En sortant de ce « mini musée », direction : le lit de l’Oued. Au bord, aucune ordure, aucune mauvaise odeur. L’eau est très claire. « D’ici 2016 aucune goutte d’eau polluée ne restera », promet M. Boukricha. Des gradins ont été montés pour pouvoir s’installer et contempler la zone. Plusieurs variétés de poissons seront introduites dans le fleuve. Au bord de l’Oued, deux pistes ont été prévues. Une pour les piétons et une piste cyclable. Elle s’allongera sur les 18km du projet. De l’autre côté, plusieurs engins faisant de nombreux allers-retours rappellent que les travaux sont toujours en cours. Trois piscines seront installées, des terrains de foot et de basketball seront montés. Un pont sera édifié pour relier les deux rives.

Un grand défi à relever

L’aménagement des aires se fait progressivement. « À chaque fois qu’une aire est achevée, nous l’ouvrons au grand public », assure M. Boukricha. Le travail avance bien même s’il reste beaucoup à accomplir. Mais, à ceux qui en viendraient à douter, le slogan de l’entreprise coréenne Daewoo qui réalise le projet avec Cosider, « It’s possible » (c’est possible) – rappelle qu’il faut garder espoir.

traveaux achevé

Pour que ce projet devienne réalité, Algériens et Coréens sont à pied d’œuvre. L’alliance Cosider-Daewoo a mobilisé 1 716 employés pour réaliser ce projet de 38 milliards de dinars. La livraison est prévue en 2015. Mais bien que Daewoo ait participé à l’aménagement d’un Oued pollué à Séoul, Oued El Harrach est un défi pour cette entreprise.
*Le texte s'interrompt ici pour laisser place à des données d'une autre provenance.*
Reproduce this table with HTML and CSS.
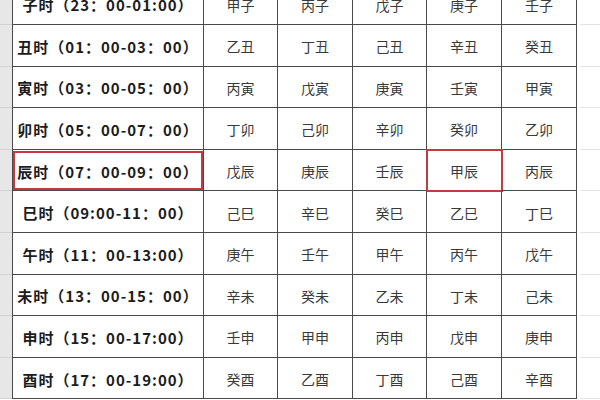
FILE: index.html
```html
<!DOCTYPE html>
<html lang="zh">
<head>
<meta charset="utf-8">
<link rel="stylesheet" href="styles.css">
</head>
<body>
<div class="sheet">
  <div class="row"><div class="g"></div><div class="t">子时（23：00-01:00）</div><div class="c">甲子</div><div class="c">丙子</div><div class="c">戊子</div><div class="c">庚子</div><div class="c">壬子</div><div class="r"></div></div>
  <div class="row"><div class="g"></div><div class="t">丑时（01：00-03：00）</div><div class="c">乙丑</div><div class="c">丁丑</div><div class="c">己丑</div><div class="c">辛丑</div><div class="c">癸丑</div><div class="r"></div></div>
  <div class="row"><div class="g"></div><div class="t">寅时（03：00-05：00）</div><div class="c">丙寅</div><div class="c">戊寅</div><div class="c">庚寅</div><div class="c">壬寅</div><div class="c">甲寅</div><div class="r"></div></div>
  <div class="row"><div class="g"></div><div class="t">卯时（05：00-07：00）</div><div class="c">丁卯</div><div class="c">己卯</div><div class="c">辛卯</div><div class="c">癸卯</div><div class="c">乙卯</div><div class="r"></div></div>
  <div class="row"><div class="g"></div><div class="t sel-a">辰时（07：00-09：00）</div><div class="c">戊辰</div><div class="c">庚辰</div><div class="c">壬辰</div><div class="c sel-b">甲辰</div><div class="c">丙辰</div><div class="r"></div></div>
  <div class="row"><div class="g"></div><div class="t">巳时（09:00-11：00）</div><div class="c">己巳</div><div class="c">辛巳</div><div class="c">癸巳</div><div class="c">乙巳</div><div class="c">丁巳</div><div class="r"></div></div>
  <div class="row"><div class="g"></div><div class="t">午时（11：00-13:00）</div><div class="c">庚午</div><div class="c">壬午</div><div class="c">甲午</div><div class="c">丙午</div><div class="c">戊午</div><div class="r"></div></div>
  <div class="row"><div class="g"></div><div class="t">未时（13：00-15：00）</div><div class="c">辛未</div><div class="c">癸未</div><div class="c">乙未</div><div class="c">丁未</div><div class="c">己未</div><div class="r"></div></div>
  <div class="row"><div class="g"></div><div class="t">申时（15：00-17:00）</div><div class="c">壬申</div><div class="c">甲申</div><div class="c">丙申</div><div class="c">戊申</div><div class="c">庚申</div><div class="r"></div></div>
  <div class="row"><div class="g"></div><div class="t">酉时（17：00-19:00）</div><div class="c">癸酉</div><div class="c">乙酉</div><div class="c">丁酉</div><div class="c">己酉</div><div class="c">辛酉</div><div class="r"></div></div>
</div>
</body>
</html>
```
FILE: styles.css
```css
html, body {
  margin: 0;
  padding: 0;
  background: #ffffff;
  overflow: hidden;
}
body {
  width: 600px;
  height: 400px;
  font-family: "Noto Sans CJK SC", "Noto Sans", sans-serif;
}
.sheet {
  margin-top: -16.6px;
}
.row {
  display: grid;
  grid-template-columns: 12px 192px 74px 75px 74px 75px 75px 1fr;
  height: 41.6px;
}
.g {
  background: #e7e7e7;
  border-bottom: 1px solid #d2d2d2;
}
.t, .c {
  display: flex;
  align-items: center;
  justify-content: center;
  padding-top: 2px;
  box-sizing: border-box;
  border-right: 1px solid #4a4a4a;
  border-bottom: 1px solid #4a4a4a;
  white-space: nowrap;
  overflow: hidden;
}
.t {
  border-left: 1px solid #4a4a4a;
  font-weight: 700;
  font-size: 15px;
  color: #1c1c1c;
  letter-spacing: 1px;
}
.c {
  font-size: 14px;
  color: #3a3a3a;
}
.r {
  margin-left: 3px;
  border-bottom: 1px solid #e4e4e4;
}
.sel-a {
  outline: 2px solid #c8393f;
  outline-offset: -3px;
}
.sel-b {
  outline: 2px solid #c8393f;
  outline-offset: -1px;
}
```
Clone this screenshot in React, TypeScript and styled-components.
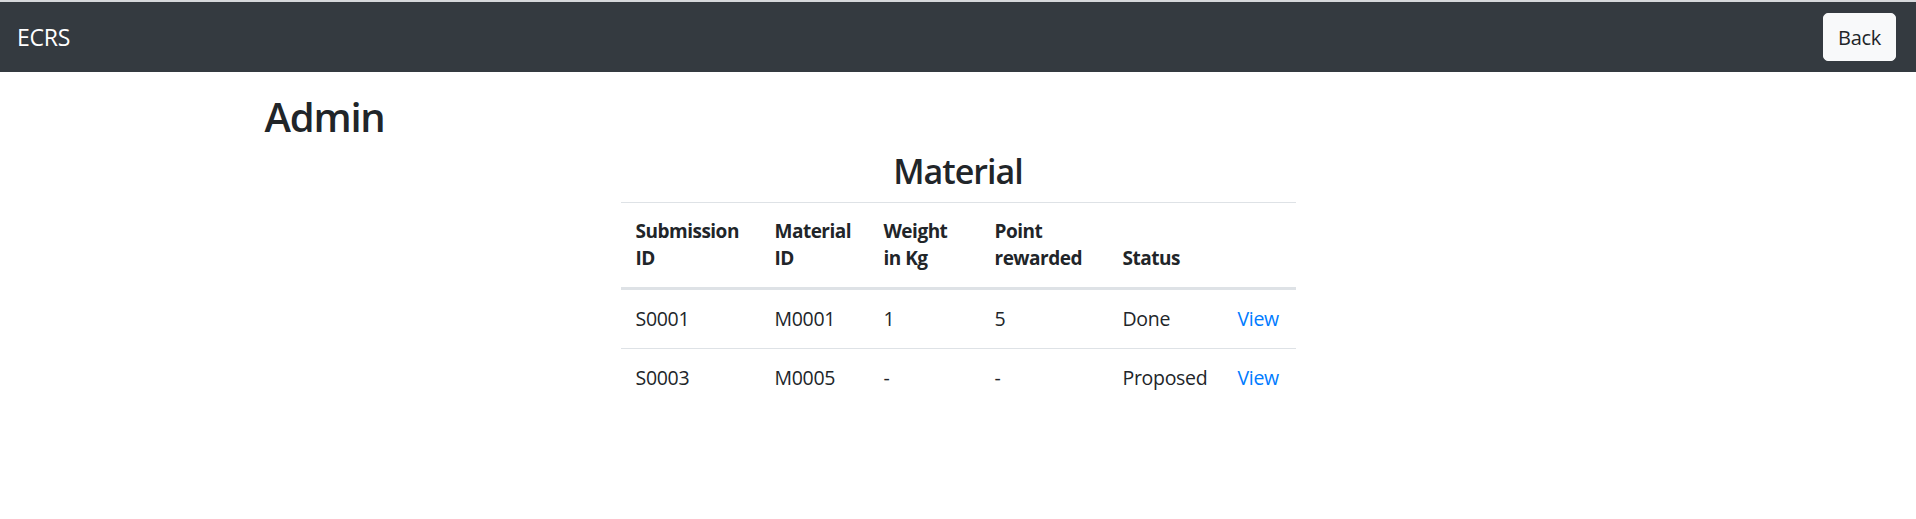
import React from "react";
import styled, { createGlobalStyle } from "styled-components";

const GlobalStyle = createGlobalStyle`
  html, body {
    margin: 0;
    padding: 0;
    background: #ffffff;
  }
  body {
    font-family: "Open Sans", "Noto Sans", "Liberation Sans", sans-serif;
    font-size: 20px;
    color: #212529;
    -webkit-font-smoothing: antialiased;
  }
  * { box-sizing: border-box; }
`;

const Page = styled.div`
  border-top: 2px solid #d6d8db;
`;

const NavBar = styled.nav`
  height: 70px;
  background: #343a40;
  display: flex;
  align-items: center;
  justify-content: space-between;
  padding: 0 20px 0 17px;
`;

const Brand = styled.a`
  font-size: 23px;
  color: #ffffff;
  text-decoration: none;
  letter-spacing: -0.2px;
`;

const BackButton = styled.button`
  height: 48px;
  width: 73px;
  padding: 0;
  font-family: inherit;
  font-size: 20px;
  color: #212529;
  background: #f8f9fa;
  border: 1px solid #f8f9fa;
  border-radius: 5px;
  cursor: pointer;
  letter-spacing: -0.3px;
`;

const Container = styled.main`
  max-width: 1425px;
  margin: 0 auto;
  padding: 20px 19px 0;
`;

const PageTitle = styled.h1`
  margin: 0 0 10px;
  font-size: 40px;
  font-weight: 600;
  line-height: 49px;
  letter-spacing: -1.2px;
`;

const Section = styled.section`
  width: 675px;
  margin: 0 auto;
`;

const SectionTitle = styled.h3`
  margin: 0 0 10px;
  font-size: 34px;
  font-weight: 600;
  line-height: 41px;
  text-align: center;
  letter-spacing: -1px;
`;

const Table = styled.table`
  width: 100%;
  border-collapse: collapse;
  table-layout: fixed;
`;

const HeadCell = styled.th<{ $w: number }>`
  width: ${(p) => p.$w}px;
  text-align: left;
  vertical-align: bottom;
  padding: 15px;
  font-size: 19px;
  font-weight: 700;
  line-height: 27px;
  letter-spacing: -0.5px;
  border-top: 1px solid #dee2e6;
  border-bottom: 3px solid #dee2e6;
`;

const Cell = styled.td`
  padding: 15px;
  font-size: 19.5px;
  line-height: 27.5px;
  letter-spacing: -0.3px;
  vertical-align: top;
  border-top: 1px solid #dee2e6;
  white-space: nowrap;
`;

const ViewLink = styled.a`
  color: #007bff;
  text-decoration: none;
`;

const columns = [
  { label: "Submission ID", w: 139 },
  { label: "Material ID", w: 109 },
  { label: "Weight in Kg", w: 111 },
  { label: "Point rewarded", w: 128 },
  { label: "Status", w: 115 },
  { label: "", w: 73 },
];

const rows = [
  { sid: "S0001", mid: "M0001", weight: "1", points: "5", status: "Done" },
  { sid: "S0003", mid: "M0005", weight: "-", points: "-", status: "Proposed" },
];

export default function App() {
  return (
    <Page>
      <GlobalStyle />
      <NavBar>
        <Brand href="#">ECRS</Brand>
        <BackButton>Back</BackButton>
      </NavBar>
      <Container>
        <PageTitle>Admin</PageTitle>
        <Section>
          <SectionTitle>Material</SectionTitle>
          <Table>
            <thead>
              <tr>
                {columns.map((c, i) => (
                  <HeadCell key={i} $w={c.w}>
                    {c.label}
                  </HeadCell>
                ))}
              </tr>
            </thead>
            <tbody>
              {rows.map((r) => (
                <tr key={r.sid}>
                  <Cell>{r.sid}</Cell>
                  <Cell>{r.mid}</Cell>
                  <Cell>{r.weight}</Cell>
                  <Cell>{r.points}</Cell>
                  <Cell>{r.status}</Cell>
                  <Cell>
                    <ViewLink href="#">View</ViewLink>
                  </Cell>
                </tr>
              ))}
            </tbody>
          </Table>
        </Section>
      </Container>
    </Page>
  );
}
Tout comme pour Cosider dont c’est le premier projet du genre. Croisé sur la base de vie des Coréens, le responsable des études chez Daewoo, Choi Sunghhwan, avoue avoir été « choqué » lorsqu’il a vu, pour la première fois, l’état où se trouvait l’Oued. Comme dans chaque projet, plusieurs contraintes ont été rencontrées, avec notamment la présence des bidonvilles à proximité de Baraki et El Harrach. « Le relogement des gens de ces bidonvilles se fera le 15 juin », promet M. Boukricha. Choi Sunghwan, le responsable coréen, semble soulagé. Il avoue que ce problème le préoccupait beaucoup. Ce n’est d’ailleurs pas le seul problème rencontré sur place. Le chef de projet algérien regrette également le manque de main d’œuvre algérienne qualifiée. Ajouté aux mauvaises conditions météorologiques, les travaux peuvent rester au point mort pendant des mois.

bidon villes gué de canstantine 3

Des jardins à la place des bidonvilles

De la base de vie, nous nous dirigeons du côté de Baraki et Ben Talha, où le projet est en chantier. Après deux journées pluvieuses, le soleil réapparaît. Les dernières pluies orageuses ont laissé des traces. Les pistes sont boueuses et de nombreuses flaques d’eau se sont formées, rendant l’accès difficile au chantier. À bord d’une camionnette blanche, nous descendons l’Oued, de Baraki vers Ben Talha.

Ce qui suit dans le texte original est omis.